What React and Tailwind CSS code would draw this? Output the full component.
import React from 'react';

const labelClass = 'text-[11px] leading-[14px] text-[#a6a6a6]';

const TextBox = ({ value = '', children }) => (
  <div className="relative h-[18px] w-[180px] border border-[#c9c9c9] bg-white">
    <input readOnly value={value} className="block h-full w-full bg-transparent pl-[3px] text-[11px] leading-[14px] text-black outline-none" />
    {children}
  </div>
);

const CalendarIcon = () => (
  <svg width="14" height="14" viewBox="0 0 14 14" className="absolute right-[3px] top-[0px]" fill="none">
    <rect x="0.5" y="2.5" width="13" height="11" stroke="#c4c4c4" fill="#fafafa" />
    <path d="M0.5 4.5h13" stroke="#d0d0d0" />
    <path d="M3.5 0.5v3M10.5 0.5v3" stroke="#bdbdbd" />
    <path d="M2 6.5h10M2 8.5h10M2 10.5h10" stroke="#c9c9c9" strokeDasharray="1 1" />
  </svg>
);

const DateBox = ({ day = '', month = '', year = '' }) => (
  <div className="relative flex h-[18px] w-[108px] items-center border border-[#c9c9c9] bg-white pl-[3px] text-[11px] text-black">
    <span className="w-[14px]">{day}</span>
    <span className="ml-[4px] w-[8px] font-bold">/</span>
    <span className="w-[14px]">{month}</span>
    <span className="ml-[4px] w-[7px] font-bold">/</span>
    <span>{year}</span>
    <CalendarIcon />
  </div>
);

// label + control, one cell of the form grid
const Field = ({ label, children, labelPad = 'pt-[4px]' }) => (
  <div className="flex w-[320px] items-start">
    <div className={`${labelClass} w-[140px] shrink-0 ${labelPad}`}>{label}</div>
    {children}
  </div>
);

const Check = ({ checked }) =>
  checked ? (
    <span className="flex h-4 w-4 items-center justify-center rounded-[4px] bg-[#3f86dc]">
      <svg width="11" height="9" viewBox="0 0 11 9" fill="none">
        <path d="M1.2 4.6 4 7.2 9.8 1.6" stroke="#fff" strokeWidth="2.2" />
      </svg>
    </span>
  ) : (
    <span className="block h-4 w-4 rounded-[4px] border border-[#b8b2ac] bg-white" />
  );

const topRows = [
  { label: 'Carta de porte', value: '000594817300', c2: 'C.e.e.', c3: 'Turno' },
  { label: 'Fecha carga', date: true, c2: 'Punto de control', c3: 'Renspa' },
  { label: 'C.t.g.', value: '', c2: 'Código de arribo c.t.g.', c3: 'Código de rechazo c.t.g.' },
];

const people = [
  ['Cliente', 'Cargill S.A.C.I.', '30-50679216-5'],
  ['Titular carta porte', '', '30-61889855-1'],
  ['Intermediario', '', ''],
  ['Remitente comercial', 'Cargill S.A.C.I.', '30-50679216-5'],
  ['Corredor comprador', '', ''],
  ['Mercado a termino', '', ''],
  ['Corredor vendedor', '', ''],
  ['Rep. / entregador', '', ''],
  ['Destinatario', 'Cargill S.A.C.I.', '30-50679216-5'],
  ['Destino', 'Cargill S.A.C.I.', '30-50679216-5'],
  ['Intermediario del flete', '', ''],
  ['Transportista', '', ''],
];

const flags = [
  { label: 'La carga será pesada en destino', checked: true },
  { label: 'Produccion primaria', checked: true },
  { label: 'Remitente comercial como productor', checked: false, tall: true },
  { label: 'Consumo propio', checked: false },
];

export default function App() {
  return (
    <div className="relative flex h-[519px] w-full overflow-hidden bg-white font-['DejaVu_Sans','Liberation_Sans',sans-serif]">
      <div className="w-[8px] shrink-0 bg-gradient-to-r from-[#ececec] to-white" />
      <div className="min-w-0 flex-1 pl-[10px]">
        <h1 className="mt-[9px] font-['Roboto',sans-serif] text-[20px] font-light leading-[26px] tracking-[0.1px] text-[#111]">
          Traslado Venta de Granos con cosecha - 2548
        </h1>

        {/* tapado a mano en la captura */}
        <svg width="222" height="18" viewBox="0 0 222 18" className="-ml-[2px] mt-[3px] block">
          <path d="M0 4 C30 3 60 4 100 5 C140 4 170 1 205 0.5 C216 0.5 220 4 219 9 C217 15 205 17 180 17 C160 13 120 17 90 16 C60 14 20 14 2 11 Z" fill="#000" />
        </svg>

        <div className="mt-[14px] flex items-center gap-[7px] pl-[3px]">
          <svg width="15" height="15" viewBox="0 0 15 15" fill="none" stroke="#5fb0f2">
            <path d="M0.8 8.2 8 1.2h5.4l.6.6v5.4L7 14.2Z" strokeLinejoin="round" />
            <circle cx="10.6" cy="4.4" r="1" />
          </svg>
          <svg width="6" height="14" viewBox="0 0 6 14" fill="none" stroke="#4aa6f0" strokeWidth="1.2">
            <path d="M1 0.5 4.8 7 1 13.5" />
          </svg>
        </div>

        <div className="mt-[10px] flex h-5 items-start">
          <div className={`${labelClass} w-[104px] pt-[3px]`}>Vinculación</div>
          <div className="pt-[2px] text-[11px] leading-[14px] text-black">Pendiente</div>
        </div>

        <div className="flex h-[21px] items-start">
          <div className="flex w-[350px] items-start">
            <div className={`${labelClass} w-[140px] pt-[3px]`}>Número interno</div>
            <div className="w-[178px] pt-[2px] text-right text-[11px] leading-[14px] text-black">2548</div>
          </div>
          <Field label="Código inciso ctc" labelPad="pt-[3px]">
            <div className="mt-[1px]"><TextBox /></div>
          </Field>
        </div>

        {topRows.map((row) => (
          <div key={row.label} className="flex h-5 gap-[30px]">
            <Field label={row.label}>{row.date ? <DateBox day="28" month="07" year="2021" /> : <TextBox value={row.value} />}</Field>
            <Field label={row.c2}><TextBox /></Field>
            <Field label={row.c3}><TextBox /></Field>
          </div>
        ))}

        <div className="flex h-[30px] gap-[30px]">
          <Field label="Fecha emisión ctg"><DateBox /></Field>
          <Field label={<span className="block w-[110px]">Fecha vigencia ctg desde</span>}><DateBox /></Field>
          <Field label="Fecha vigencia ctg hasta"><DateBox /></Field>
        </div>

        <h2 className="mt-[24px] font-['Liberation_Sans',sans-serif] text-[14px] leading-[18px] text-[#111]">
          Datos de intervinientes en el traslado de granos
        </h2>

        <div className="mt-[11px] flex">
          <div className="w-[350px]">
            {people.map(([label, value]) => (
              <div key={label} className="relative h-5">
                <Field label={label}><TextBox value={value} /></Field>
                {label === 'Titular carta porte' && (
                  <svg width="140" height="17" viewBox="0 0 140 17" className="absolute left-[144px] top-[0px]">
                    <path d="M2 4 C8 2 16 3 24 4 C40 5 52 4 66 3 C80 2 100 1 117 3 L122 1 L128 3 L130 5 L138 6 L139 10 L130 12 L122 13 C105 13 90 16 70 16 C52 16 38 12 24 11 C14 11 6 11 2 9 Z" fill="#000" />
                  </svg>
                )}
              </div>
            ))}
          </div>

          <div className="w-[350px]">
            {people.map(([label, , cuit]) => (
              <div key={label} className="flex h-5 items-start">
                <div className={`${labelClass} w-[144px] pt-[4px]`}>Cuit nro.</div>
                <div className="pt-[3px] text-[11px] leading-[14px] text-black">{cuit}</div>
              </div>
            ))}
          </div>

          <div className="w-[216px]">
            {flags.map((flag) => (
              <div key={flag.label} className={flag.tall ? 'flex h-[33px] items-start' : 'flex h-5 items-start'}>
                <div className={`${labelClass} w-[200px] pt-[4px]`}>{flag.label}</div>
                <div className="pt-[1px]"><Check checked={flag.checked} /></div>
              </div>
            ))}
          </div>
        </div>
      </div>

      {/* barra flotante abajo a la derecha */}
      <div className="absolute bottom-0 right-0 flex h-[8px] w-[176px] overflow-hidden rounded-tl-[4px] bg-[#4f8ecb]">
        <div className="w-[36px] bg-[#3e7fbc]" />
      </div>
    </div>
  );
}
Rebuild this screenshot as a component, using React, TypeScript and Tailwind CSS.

+===+

• **THE EXERCISE**
Please give back only the lines between the first line of the entries and the line with "const labelClass = 'text-[11px]", both ends included, word for word.

• **RESULT**
What React and Tailwind CSS code would draw this? Output the full component.
import React from 'react';

const labelClass = 'text-[11px] leading-[14px] text-[#a6a6a6]';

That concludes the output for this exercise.